• **The task**
Each line of the material below that holds the word "components" needs to be copied.
>>>>
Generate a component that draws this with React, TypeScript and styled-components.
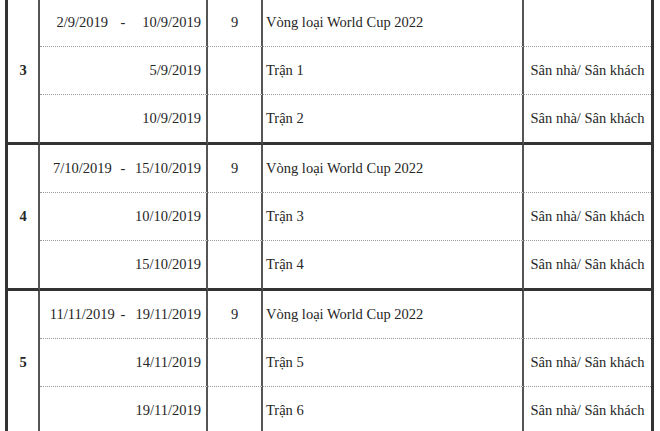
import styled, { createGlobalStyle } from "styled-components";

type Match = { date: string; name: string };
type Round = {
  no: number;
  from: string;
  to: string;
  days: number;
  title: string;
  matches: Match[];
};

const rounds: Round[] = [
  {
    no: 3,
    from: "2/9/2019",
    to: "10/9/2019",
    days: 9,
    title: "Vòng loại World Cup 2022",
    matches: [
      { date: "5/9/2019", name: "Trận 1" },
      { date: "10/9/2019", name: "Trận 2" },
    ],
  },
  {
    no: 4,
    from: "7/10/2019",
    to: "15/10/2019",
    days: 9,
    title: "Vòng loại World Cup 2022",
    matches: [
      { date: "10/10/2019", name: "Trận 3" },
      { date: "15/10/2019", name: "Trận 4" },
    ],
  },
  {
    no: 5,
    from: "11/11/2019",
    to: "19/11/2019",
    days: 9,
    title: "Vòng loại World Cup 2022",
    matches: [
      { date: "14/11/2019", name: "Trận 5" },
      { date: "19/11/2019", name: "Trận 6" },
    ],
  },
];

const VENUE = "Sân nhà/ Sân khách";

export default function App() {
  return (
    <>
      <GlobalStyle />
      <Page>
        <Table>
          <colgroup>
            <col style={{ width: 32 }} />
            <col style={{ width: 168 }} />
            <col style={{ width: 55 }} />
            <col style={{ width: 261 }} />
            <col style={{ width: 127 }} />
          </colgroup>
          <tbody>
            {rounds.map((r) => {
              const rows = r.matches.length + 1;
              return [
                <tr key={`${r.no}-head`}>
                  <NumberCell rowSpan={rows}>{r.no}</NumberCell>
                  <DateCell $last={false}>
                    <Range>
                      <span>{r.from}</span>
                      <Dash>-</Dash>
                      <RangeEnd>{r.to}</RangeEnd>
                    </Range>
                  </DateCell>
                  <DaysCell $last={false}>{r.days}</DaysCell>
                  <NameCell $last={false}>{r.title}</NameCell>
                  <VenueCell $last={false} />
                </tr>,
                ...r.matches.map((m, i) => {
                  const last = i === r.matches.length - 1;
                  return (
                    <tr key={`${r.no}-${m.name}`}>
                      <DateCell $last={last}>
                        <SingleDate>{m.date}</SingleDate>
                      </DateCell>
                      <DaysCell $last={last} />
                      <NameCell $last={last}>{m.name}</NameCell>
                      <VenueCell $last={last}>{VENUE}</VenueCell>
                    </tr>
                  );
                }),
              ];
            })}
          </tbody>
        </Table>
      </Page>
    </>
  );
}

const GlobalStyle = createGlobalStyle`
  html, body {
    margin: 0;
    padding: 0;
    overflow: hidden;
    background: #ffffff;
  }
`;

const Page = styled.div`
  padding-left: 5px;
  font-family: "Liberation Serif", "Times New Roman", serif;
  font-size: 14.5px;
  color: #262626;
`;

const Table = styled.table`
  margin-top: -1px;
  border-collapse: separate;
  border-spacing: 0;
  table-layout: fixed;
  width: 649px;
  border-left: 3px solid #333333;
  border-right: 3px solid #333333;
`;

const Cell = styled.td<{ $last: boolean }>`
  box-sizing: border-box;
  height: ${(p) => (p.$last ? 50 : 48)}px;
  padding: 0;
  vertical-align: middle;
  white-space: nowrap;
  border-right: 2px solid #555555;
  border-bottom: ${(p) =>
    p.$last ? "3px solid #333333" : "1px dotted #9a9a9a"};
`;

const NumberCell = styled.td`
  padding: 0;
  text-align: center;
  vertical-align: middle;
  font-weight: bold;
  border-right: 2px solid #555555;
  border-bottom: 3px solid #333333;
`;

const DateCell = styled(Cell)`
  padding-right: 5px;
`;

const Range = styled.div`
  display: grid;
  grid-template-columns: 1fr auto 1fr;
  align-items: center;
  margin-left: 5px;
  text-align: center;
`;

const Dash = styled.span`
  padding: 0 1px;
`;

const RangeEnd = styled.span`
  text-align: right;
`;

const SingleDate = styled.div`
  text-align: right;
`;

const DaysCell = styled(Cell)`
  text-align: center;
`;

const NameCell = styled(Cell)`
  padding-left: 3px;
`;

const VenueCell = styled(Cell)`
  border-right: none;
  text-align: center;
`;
<<<<
• **Solution to this exercise**
Generate a component that draws this with React, TypeScript and styled-components.
import styled, { createGlobalStyle } from "styled-components";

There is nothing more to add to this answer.